A Closer Look at Root Cause Analysis

Historically, event management tools focus on determining the root cause of an incident. That’s a problem…

Traditional root cause analysis is becoming less and less reliable. At least three things affect real root cause and its functionality in today’s environment: mobility, software defined networks and the “single-user” mindset.

First, consider mobility. When things break, virtual machines can vMotion to other servers, other networks, and other topologies. Even network changes occur transparently.

For example, an MPLS fast reroute occurs in 55 microseconds. And when it does, the characteristics of the network may change. Latency may change. Routing may change. And the applications communicating over the network may change; TCP Window size changes, etc.

Next, Software Defined Networks (SDNs) and Network Functions Virtualization (NFV) add to the mix, supporting the ability to virtualize and dynamically implement networks to support business objectives on demand.

Because of this, event correlation has become somewhat nebulous and ineffective. For example, many correlation techniques are applicable only to static infrastructures. They assume that the Infrastructure is set in stone… and it is not. What happens when portions of your applications are migrated to the cloud?

And there’s a third factor. The real misnomer is that in the legacy management system, the root cause hand-off is still to a single user.

The reality is this: Operations is a multiuser, multi system, multi-technology environment. One root cause may be pertinent to more than one user, more than one system, and more than one application. Nothing is in a vacuum. There is cause and effect in every nook and cranny.

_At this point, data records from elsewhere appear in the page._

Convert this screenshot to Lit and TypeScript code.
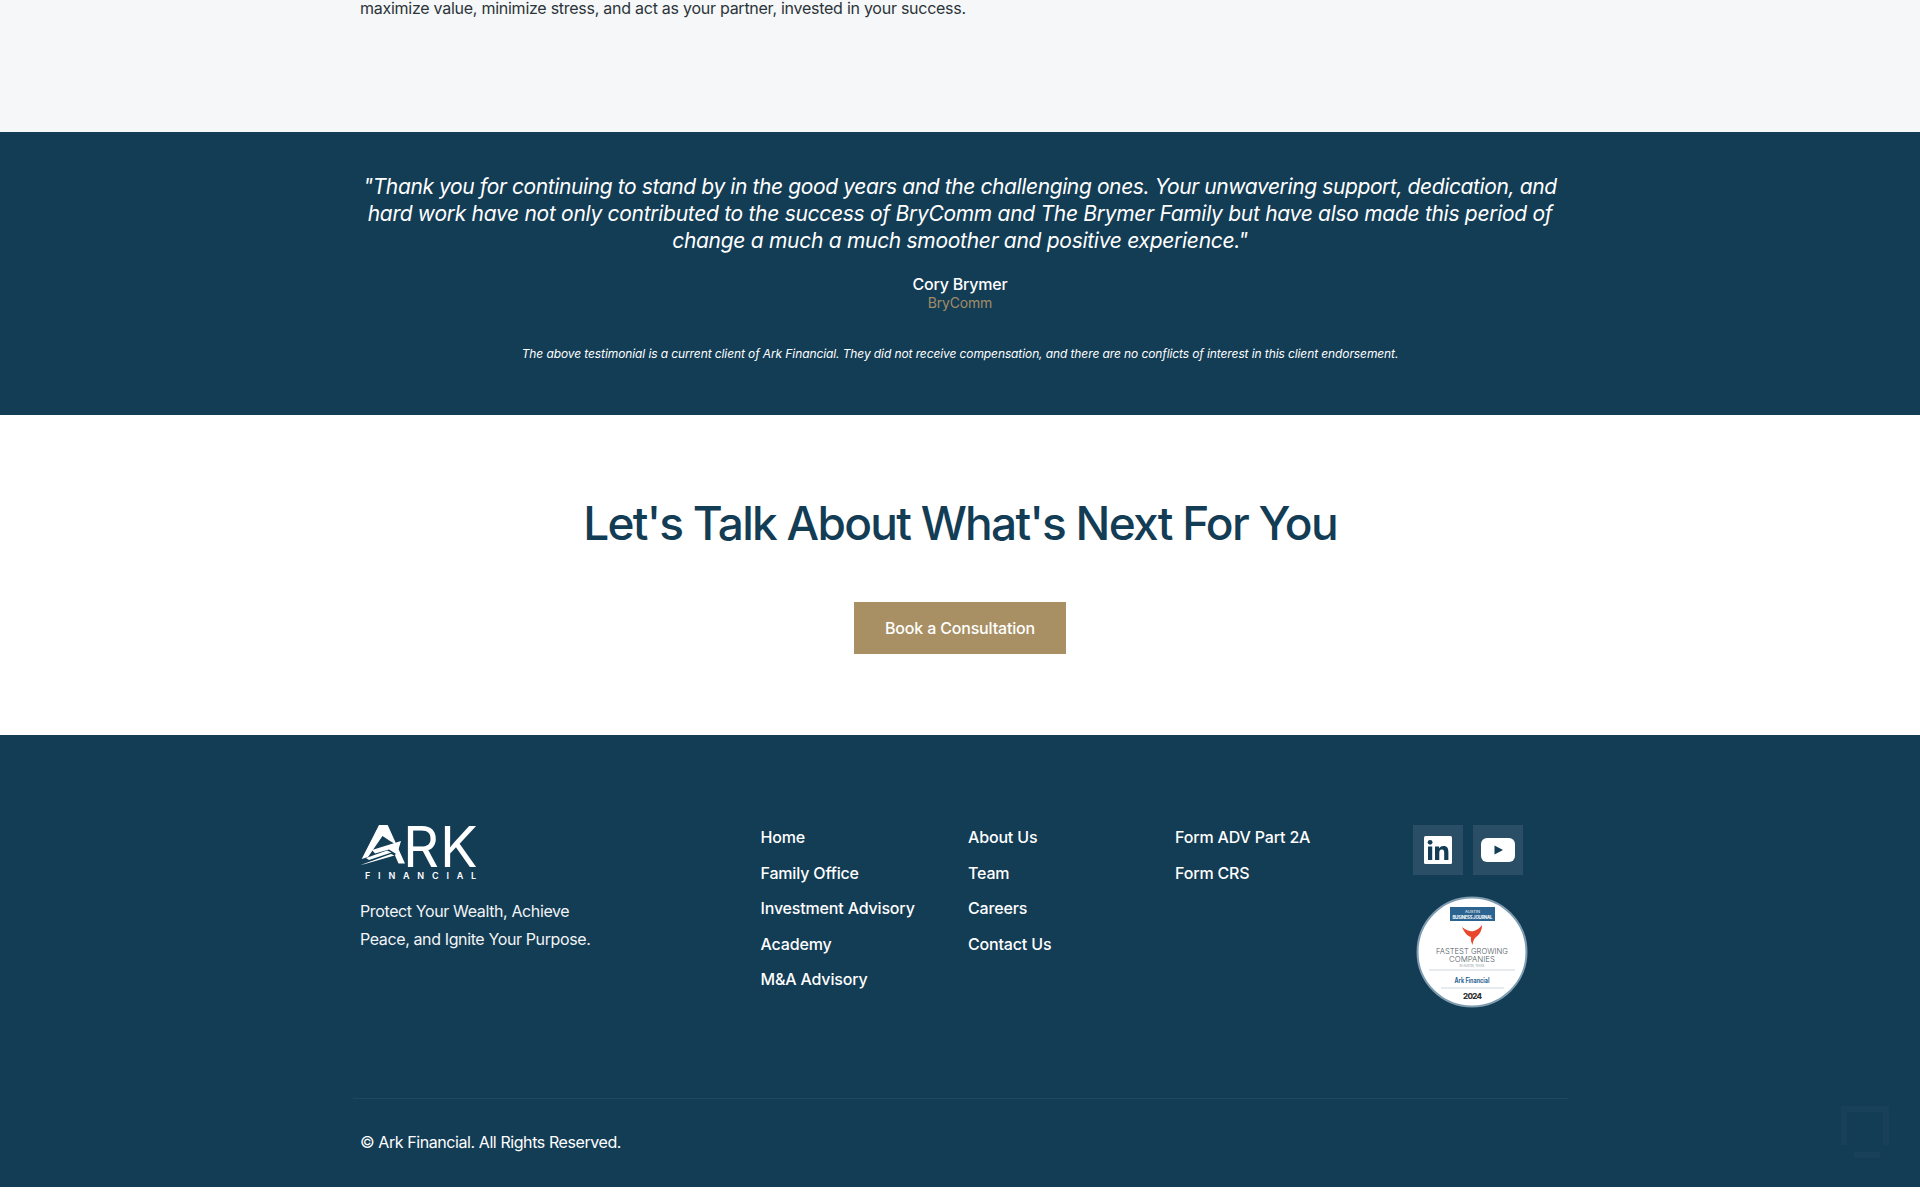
import { LitElement, html, css } from "lit";
import { customElement } from "lit/decorators.js";

const col1 = ["Home", "Family Office", "Investment Advisory", "Academy", "M&A Advisory"];
const col2 = ["About Us", "Team", "Careers", "Contact Us"];
const col3 = ["Form ADV Part 2A", "Form CRS"];

@customElement("app-root")
export class AppRoot extends LitElement {
  static styles = css`
    :host { display: block; font-family: "Inter", "Liberation Sans", sans-serif; background: #fff; height: 1202px; overflow: hidden; }
    * { box-sizing: border-box; }
    a { color: inherit; text-decoration: none; }
    p { margin: 0; }
    .intro { height: 132px; background: #f6f7f9; color: #2b3438; padding-left: 360px; font-size: 16px; line-height: 16px; letter-spacing: -0.26px; }
    .testimonial { height: 283px; background: #133c55; color: #fff; text-align: center; padding-top: 41px; display: flex; flex-direction: column; align-items: center; }
    .quote { width: 1240px; font-size: 21px; line-height: 27px; font-style: italic; letter-spacing: -0.29px; }
    .first { letter-spacing: -0.39px; }
    .name { margin-top: 20px; font-size: 16px; line-height: 20px; font-weight: 500; letter-spacing: -0.2px; }
    .company { margin-top: 0; font-size: 14px; line-height: 18px; color: #a18d68; letter-spacing: -0.2px; }
    .disclaimer { margin-top: 33px; font-size: 12px; line-height: 18px; font-style: italic; letter-spacing: -0.10px; }
    .cta { height: 320px; background: #fff; display: flex; flex-direction: column; align-items: center; padding-top: 77px; }
    h2 { margin: 0; font-size: 46px; line-height: 62px; font-weight: 500; color: #133c55; letter-spacing: -1.72px; }
    .btn { margin-top: 48px; width: 212px; height: 52px; background: #a89064; color: #fff; display: flex; align-items: center; justify-content: center; font-size: 16px; font-weight: 500; letter-spacing: -0.17px; padding-bottom: 1px; }
    footer { height: 452px; background: #133c55; color: #fff; position: relative; display: flex; flex-direction: column; }
    .main { height: 363px; padding: 89px 0 0 360px; display: flex; }
    .brand { width: 400px; }
    .logo { width: 120px; height: 56px; display: flex; flex-direction: column; }
    .logo-top { display: flex; height: 41px; }
    .logo-top svg { display: block; flex: none; }
    .rk { margin-left: -3px; font-size: 56px; line-height: 41px; height: 41px; letter-spacing: 1px; padding-top: 3px; white-space: nowrap; }
    .fin { margin: 6px 0 0 5px; font-size: 9px; line-height: 9px; font-weight: 600; letter-spacing: 7.8px; white-space: nowrap; }
    .tag { margin-top: 17px; font-size: 16px; line-height: 28px; letter-spacing: -0.38px; color: #f2f5f7; }
    .col { display: flex; flex-direction: column; gap: 15.6px; padding-top: 3px; font-size: 16px; line-height: 20px; font-weight: 500; letter-spacing: -0.17px; }
    .c1 { width: 208px; padding-left: 0.5px; } .c2 { width: 207px; } .c3 { width: 238px; }
    .side { display: flex; flex-direction: column; align-items: center; width: 116px; padding-top: 1px; }
    .social { display: flex; gap: 10px; margin-right: 6px; }
    .sq { width: 50px; height: 50px; background: #2a4e66; display: flex; align-items: center; justify-content: center; }
    .badge { margin: 21px 0 0 2px; display: block; }
    .badge text { font-family: "Inter", "Liberation Sans", sans-serif; }
    .rule { margin-left: 353px; width: 1215px; height: 1px; background: #1e4761; }
    .copy { padding: 33px 0 0 360px; font-size: 16px; line-height: 20px; letter-spacing: -0.42px; }
    .ghost { position: absolute; left: 1840px; top: 370px; opacity: 0.02; }
  `;

  render() {
    return html`
      <section class="intro"><p>maximize value, minimize stress, and act as your partner, invested in your success.</p></section>
      <section class="testimonial">
        <p class="quote"><span class="first">"Thank you for continuing to stand by in the good years and the challenging ones. Your unwavering support, dedication, and</span> hard work have not only contributed to the success of BryComm and The Brymer Family but have also made this period of change a much a much smoother and positive experience."</p>
        <p class="name">Cory Brymer</p>
        <p class="company">BryComm</p>
        <p class="disclaimer">The above testimonial is a current client of Ark Financial. They did not receive compensation, and there are no conflicts of interest in this client endorsement.</p>
      </section>
      <section class="cta">
        <h2>Let's Talk About What's Next For You</h2>
        <a class="btn" href="#">Book a Consultation</a>
      </section>
      <footer>
        <div class="main">
          <div class="brand">
            <div class="logo">
              <div class="logo-top">
                <svg width="46" height="41" viewBox="0 0 46 41" aria-hidden="true">
                  <path fill="#fff" d="M19 1H27.7L45 39.5H38.5L35 31.5 38.5 22 30 17 22.5 12 8 33 1.7 35Z"/>
                  <path fill="#fff" d="M12 26 41 17 37 30.5 29 25.5 15 29.5Z"/>
                  <path fill="#fff" d="M6 34 27 26.5 31.5 28.5 9 36Z"/>
                  <path fill="#fff" d="M0.5 41 31 30 34.5 31.5 5 40Z"/>
                </svg>
                <span class="rk">RK</span>
              </div>
              <span class="fin">FINANCIAL</span>
            </div>
            <p class="tag">Protect Your Wealth, Achieve<br />Peace, and Ignite Your Purpose.</p>
          </div>
          <nav class="col c1">${col1.map((t) => html`<a href="#">${t}</a>`)}</nav>
          <nav class="col c2">${col2.map((t) => html`<a href="#">${t}</a>`)}</nav>
          <nav class="col c3">${col3.map((t) => html`<a href="#">${t}</a>`)}</nav>
          <div class="side">
            <div class="social">
              <a class="sq" href="#" aria-label="LinkedIn">
                <svg width="28" height="28" viewBox="0 0 28 28">
                  <rect width="28" height="28" rx="1.5" fill="#fff"/>
                  <rect x="4" y="10.5" width="4.2" height="13.5" fill="#133c55"/>
                  <circle cx="6.1" cy="6.3" r="2.4" fill="#133c55"/>
                  <path fill="#133c55" d="M11 10.5h4v1.9c.7-1.2 2.2-2.3 4.4-2.3 4.2 0 5 2.7 5 6.3V24h-4.2v-6.8c0-1.7-.1-3.6-2.3-3.6s-2.6 1.7-2.6 3.5V24H11Z"/>
                </svg>
              </a>
              <a class="sq" href="#" aria-label="YouTube">
                <svg width="34" height="24" viewBox="0 0 34 24">
                  <rect width="34" height="24" rx="6" fill="#fff"/>
                  <path d="M13.5 7.5 22 12l-8.5 4.5Z" fill="#133c55"/>
                </svg>
              </a>
            </div>
            <svg class="badge" width="112" height="112" viewBox="0 0 112 112">
              <circle cx="56" cy="56" r="54.5" fill="#fff" stroke="#7f9cb0" stroke-width="2"/>
              <rect x="34" y="11" width="45" height="14" fill="#2b6391"/>
              <text x="56.5" y="16.5" font-size="4" fill="#fff" text-anchor="middle">AUSTIN</text>
              <text x="56.5" y="22.5" font-size="4.3" font-weight="700" fill="#fff" text-anchor="middle" textLength="40">BUSINESS JOURNAL</text>
              <path fill="#e8472c" d="M46 31C51 35 55 36 58 35 61 34 64 32 66 29 66 35 63 39 60 41 58 43 57 45 56.5 49 55 46 54.5 43 55 41 51 40 48 36 46 31Z"/>
              <text x="56" y="57.5" font-size="7.2" font-weight="300" fill="#4f5b63" text-anchor="middle" textLength="72" lengthAdjust="spacingAndGlyphs">FASTEST GROWING</text>
              <text x="56" y="65.5" font-size="7.2" font-weight="300" fill="#4f5b63" text-anchor="middle" textLength="46" lengthAdjust="spacingAndGlyphs">COMPANIES</text>
              <text x="56" y="70.5" font-size="2.8" fill="#8a949b" text-anchor="middle">IN AUSTIN, TEXAS</text>
              <line x1="13" y1="74" x2="99" y2="74" stroke="#bcc5cb" stroke-width="0.7"/>
              <text x="56" y="86.5" font-size="7" font-weight="700" fill="#2b6391" text-anchor="middle" textLength="35" lengthAdjust="spacingAndGlyphs">Ark Financial</text>
              <line x1="25" y1="92" x2="88" y2="92" stroke="#bcc5cb" stroke-width="0.7"/>
              <text x="56.5" y="102.5" font-size="8" font-weight="800" fill="#333" text-anchor="middle" textLength="19">2024</text>
            </svg>
          </div>
        </div>
        <div class="rule"></div>
        <p class="copy">© Ark Financial. All Rights Reserved.</p>
        <svg class="ghost" width="50" height="56" viewBox="0 0 50 56" aria-hidden="true"><path fill="none" stroke="#fff" stroke-width="6" d="M4 40V4H46V40M14 50H40"/></svg>
      </footer>
    `;
  }
}
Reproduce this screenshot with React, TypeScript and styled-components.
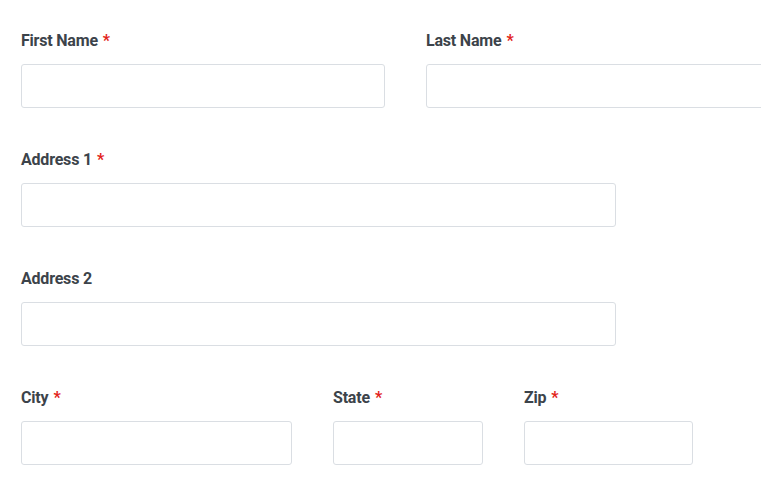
import React from 'react';
import styled, { createGlobalStyle } from 'styled-components';

const GlobalStyle = createGlobalStyle`
  html, body {
    margin: 0;
    padding: 0;
    background: #ffffff;
    overflow: hidden;
  }
  body {
    font-family: Roboto, "Liberation Sans", Arial, sans-serif;
  }
`;

const Form = styled.form`
  display: flex;
  flex-direction: column;
  gap: 42px;
  padding: 31px 0 0 21px;
  width: 800px;
  box-sizing: border-box;
`;

const Row = styled.div`
  display: flex;
  align-items: flex-start;
  gap: 41px;
`;

const Field = styled.div<{ $width: number }>`
  display: flex;
  flex-direction: column;
  gap: 13px;
  width: ${(p) => p.$width}px;
  flex: none;
`;

const Label = styled.label`
  font-size: 16px;
  line-height: 20px;
  font-weight: 700;
  color: #3c434a;
  letter-spacing: -0.2px;
`;

const Required = styled.span`
  color: #e2231a;
  margin-left: 5px;
`;

const Input = styled.input`
  height: 44px;
  width: 100%;
  box-sizing: border-box;
  border: 1px solid #dadee3;
  border-radius: 3px;
  background: #ffffff;
  padding: 0 12px;
  font: inherit;
  font-size: 15px;
  outline: none;
`;

type FieldProps = { label: string; width: number; required?: boolean };

const FormField = ({ label, width, required }: FieldProps) => (
  <Field $width={width}>
    <Label>
      {label}
      {required && <Required>*</Required>}
    </Label>
    <Input type="text" />
  </Field>
);

export default function App() {
  return (
    <>
      <GlobalStyle />
      <Form onSubmit={(e) => e.preventDefault()}>
        <Row>
          <FormField label="First Name" width={364} required />
          <FormField label="Last Name" width={364} required />
        </Row>
        <Row>
          <FormField label="Address 1" width={595} required />
        </Row>
        <Row>
          <FormField label="Address 2" width={595} />
        </Row>
        <Row>
          <FormField label="City" width={271} required />
          <FormField label="State" width={150} required />
          <FormField label="Zip" width={169} required />
        </Row>
      </Form>
    </>
  );
}
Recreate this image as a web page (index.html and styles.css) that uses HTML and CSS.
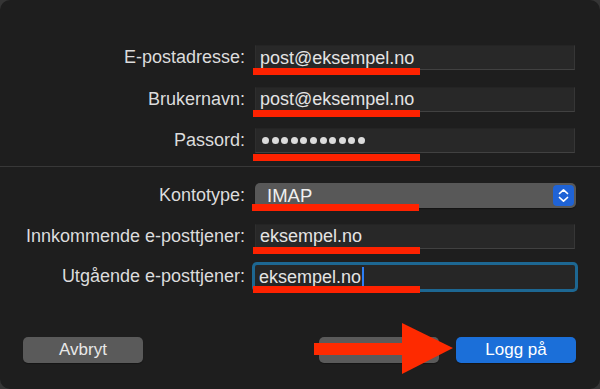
FILE: index.html
```html
<!DOCTYPE html>
<html lang="no">
<head>
    <meta charset="UTF-8">
    <title>Legg til konto</title>
    <link rel="stylesheet" href="styles.css">
</head>
<body>
<div class="win">
    <div class="group top">
        <label class="lbl">E-postadresse:</label>
        <div class="field"><span class="val">post@eksempel.no</span><i class="mark"></i></div>
        <label class="lbl">Brukernavn:</label>
        <div class="field"><span class="val">post@eksempel.no</span><i class="mark"></i></div>
        <label class="lbl">Passord:</label>
        <div class="field">
            <span class="dots"><b></b><b></b><b></b><b></b><b></b><b></b><b></b><b></b><b></b><b></b><b></b></span>
            <i class="mark low"></i>
        </div>
    </div>
    <div class="sep"></div>
    <div class="group bottom">
        <label class="lbl">Kontotype:</label>
        <div class="popup">
            <span class="val">IMAP</span>
            <span class="stepper">
                <svg width="21" height="21" viewBox="0 0 21 21">
                    <path d="M6.5 8.5 L10.5 4.8 L14.5 8.5 M6.5 12.5 L10.5 16.2 L14.5 12.5" fill="none" stroke="#fff" stroke-width="1.7" stroke-linecap="round" stroke-linejoin="round"/>
                </svg>
            </span>
            <i class="mark"></i>
        </div>
        <label class="lbl">Innkommende e-posttjener:</label>
        <div class="field"><span class="val">eksempel.no</span><i class="mark"></i></div>
        <label class="lbl">Utgående e-posttjener:</label>
        <div class="field focus"><span class="val">eksempel.no</span><span class="caret"></span><i class="mark"></i></div>
    </div>
    <div class="actions">
        <button class="btn">Avbryt</button>
        <div class="right">
            <button class="btn">Tilbake</button>
            <button class="btn primary">Logg på</button>
        </div>
        <svg class="arrow" width="140" height="52" viewBox="0 0 140 52">
            <rect x="0" y="20" width="89" height="12" fill="#fe2a00"/>
            <polygon points="88,0 139,25 88,51" fill="#fe2a00"/>
        </svg>
    </div>
</div>
</body>
</html>
```
FILE: styles.css
```css
*{
    margin: 0;
    padding: 0;
    box-sizing: border-box;
}
body{
    background: #353535;
    width: 600px;
    height: 389px;
    overflow: hidden;
    font-family: "Liberation Sans", Arial, sans-serif;
}
.win{
    position: relative;
    width: 600px;
    height: 389px;
    background: #1e1e1e;
    border-radius: 10px;
}
.group{
    display: grid;
    grid-template-columns: 245px 320px;
    column-gap: 10px;
    grid-auto-rows: 25px;
}
.top{
    padding-top: 45px;
    row-gap: 16.5px;
}
.bottom{
    padding-top: 16px;
    row-gap: 15.5px;
}
.sep{
    margin-top: 13px;
    height: 1px;
    background: #383838;
}
.lbl{
    text-align: right;
    color: #dcdcdc;
    font-size: 18px;
    line-height: 25px;
    white-space: nowrap;
}
.field{
    position: relative;
    background: #282828;
    border-top: 1px solid #242424;
    border-bottom: 1px solid #414141;
    border-right: 1px solid #363636;
    border-left: 1px solid #2e2e2e;
    display: flex;
    align-items: center;
    padding-left: 4px;
}
.val{
    color: #e4e4e4;
    font-size: 18px;
    line-height: 22px;
}
.dots{
    display: flex;
    gap: 2.6px;
    padding-left: 2px;
}
.dots b{
    width: 7px;
    height: 7px;
    border-radius: 50%;
    background: #dcdcdc;
}
.focus{
    margin-top: 1px;
    border: none;
    background: #262626;
    box-shadow: 0 0 0 3px #1d6792;
    border-radius: 2px;
}
.caret{
    width: 2px;
    height: 20px;
    background: #2d7df4;
    margin-left: 1px;
}
.popup{
    position: relative;
    background: #585858;
    border-radius: 5px;
    display: flex;
    align-items: center;
    justify-content: space-between;
    padding: 0 2px 0 12px;
    width: 321px;
    box-shadow: 0 1px 1px rgba(0,0,0,.35);
}
.popup .val{
    color: #f0f0f0;
    font-size: 18.5px;
}
.stepper{
    width: 21px;
    height: 21px;
    border-radius: 4px;
    background: #1f63d6;
    display: flex;
}
.mark{
    position: absolute;
    left: -3px;
    bottom: -6px;
    width: 167px;
    height: 7px;
    background: #fe2200;
}
.mark.low{
    bottom: -9px;
}
.popup .mark{
    left: -3px;
    bottom: -3px;
}
.focus .mark{
    bottom: -4px;
    left: -2px;
}
.actions{
    position: absolute;
    left: 23px;
    right: 24px;
    top: 337px;
    display: flex;
    justify-content: space-between;
}
.right{
    display: flex;
    gap: 17px;
}
.btn{
    width: 120px;
    height: 26px;
    border: none;
    border-radius: 5px;
    background: #5a5a5a;
    color: #e8e8e8;
    font-family: "Liberation Sans", Arial, sans-serif;
    font-size: 17px;
    box-shadow: 0 1px 1px rgba(0,0,0,.3);
}
.primary{
    background: #1b6fd9;
    color: #fff;
}
.arrow{
    position: absolute;
    left: 291px;
    top: -14px;
}
```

With the adaptive nature of todays infrastructures, you need management technology that is adaptive as well. Incident.Moog uses machine learning and clustering techniques to apply adaptive intelligence to your incident processes and enables the focusing of the situations to the people affected by the alerts within the situation.

Incident.MOOG doesn’t identify “a” root cause – rather it presents the Situation in context, creates a Situation Room (i.e., virtual war room) and invites the appropriate stakeholders to the room. Then, those stakeholders to the Situation can quickly work out whether they are the causal or impacted/collateral party to the Situation and react accordingly. The result is earlier and more efficient problem resolution.